My friend Eliza had her neighbor in her apartment building knock on her door to tell her that she was using too much garlic. Seems to be a touchy issue over here, so I'll keep using as much garlic as I like to balance out the system.

Sunday, November 4, 2007


Dresden Semper Opera House

I'm in Dresden now, visiting a couple of friends in my program. 75 of us all over German and I can pretty much just crash on the couch in most of the large cities in Germany which is great.

Dresden is much bigger than Erfurt. Got a lot more sites to see, from the famous Frauenkirche, to a huge palace full of musuems, to the Semp Opera House. Lot's of cool touristy things to see, but also some smaller off the normal path places as well.
Eliza and I in front of the Frauenkirche. We're small because all Germans back up to take photos.

I got away from the touristy side of Dresden and went exploring with my friends in the older part of town, finding a shop full of every type of mustard possible, from strawberry to fig to rosemary. Got to try a bunch, and most were quite good. Garlic was my favorite. Next door was a shop selling intricate German carvings that were selling for over 600 Euros. And the next shop dubs itself as the most beautiful milkery in the world. Praising the cow would be an understatement. For a lactose intolerant person, it was even interesting, but I passed on buying any cheese or homemade milk.
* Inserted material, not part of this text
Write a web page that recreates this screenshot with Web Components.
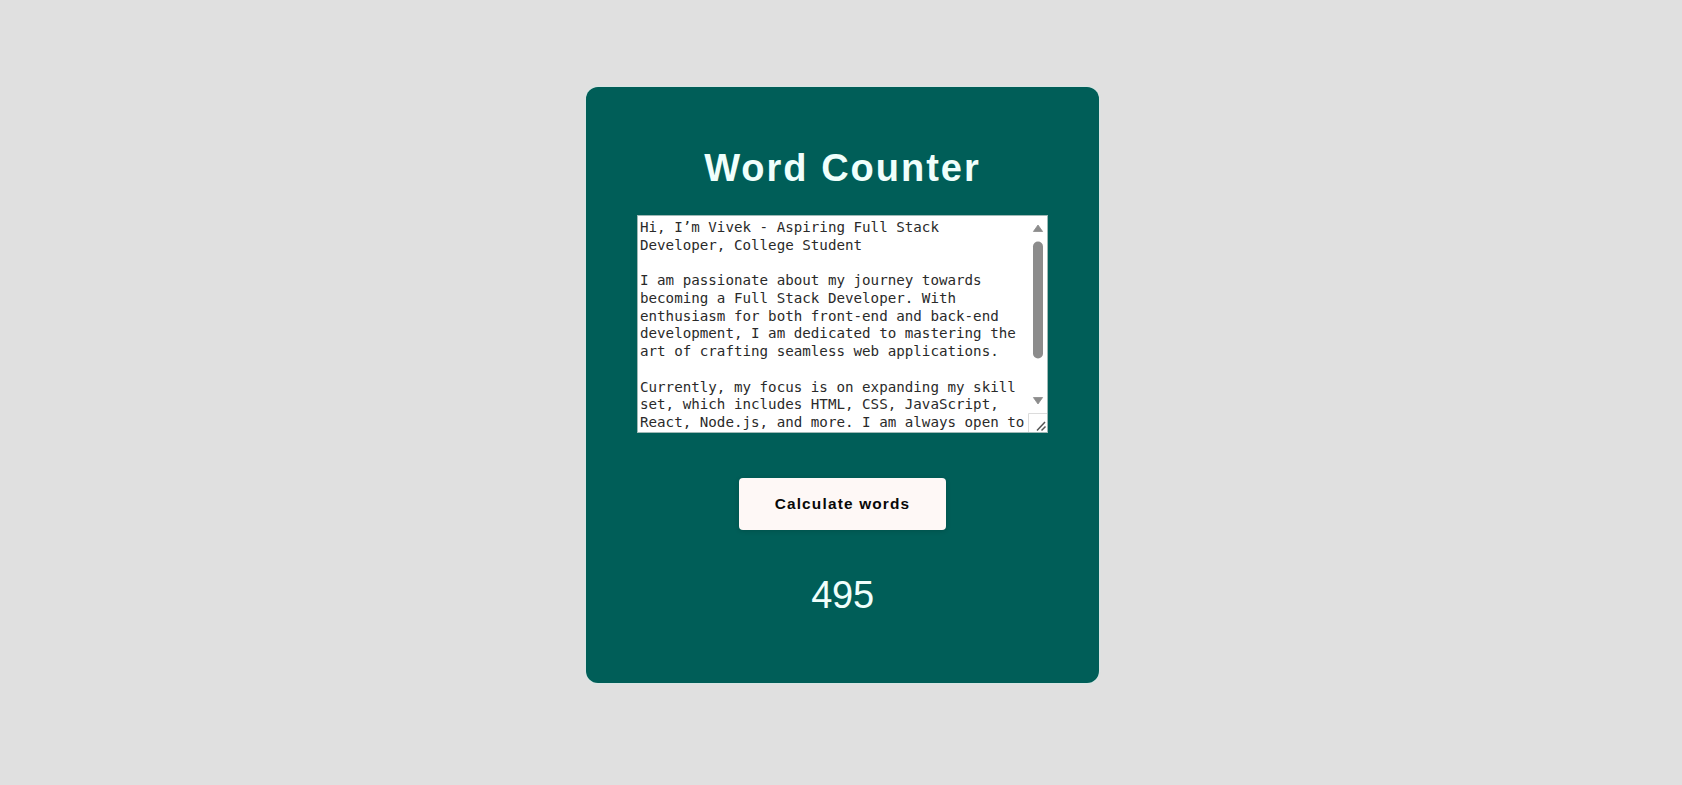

Dresden at night is amazing, with all of the lights reflecting off the Elbe River. The streets are well lit and already have a lot of Christmas lights up preparing for the large Christmas Market that will open soon.

I took the train here, but will be going back with my old roomates from my first apartment in Erfurt. Both of them live in the area and were home for the weekend, and one of them is driving back and offered to pick us up. Looking forward to my first trip on the Autobahn, zipping along towards Erfurt.

German fall festivities

In the Botanical Gardens in Erfurt, they dressed up pumpkins as fairy tale characters. Ingenious and something that should happen in the states. Ideas for next year.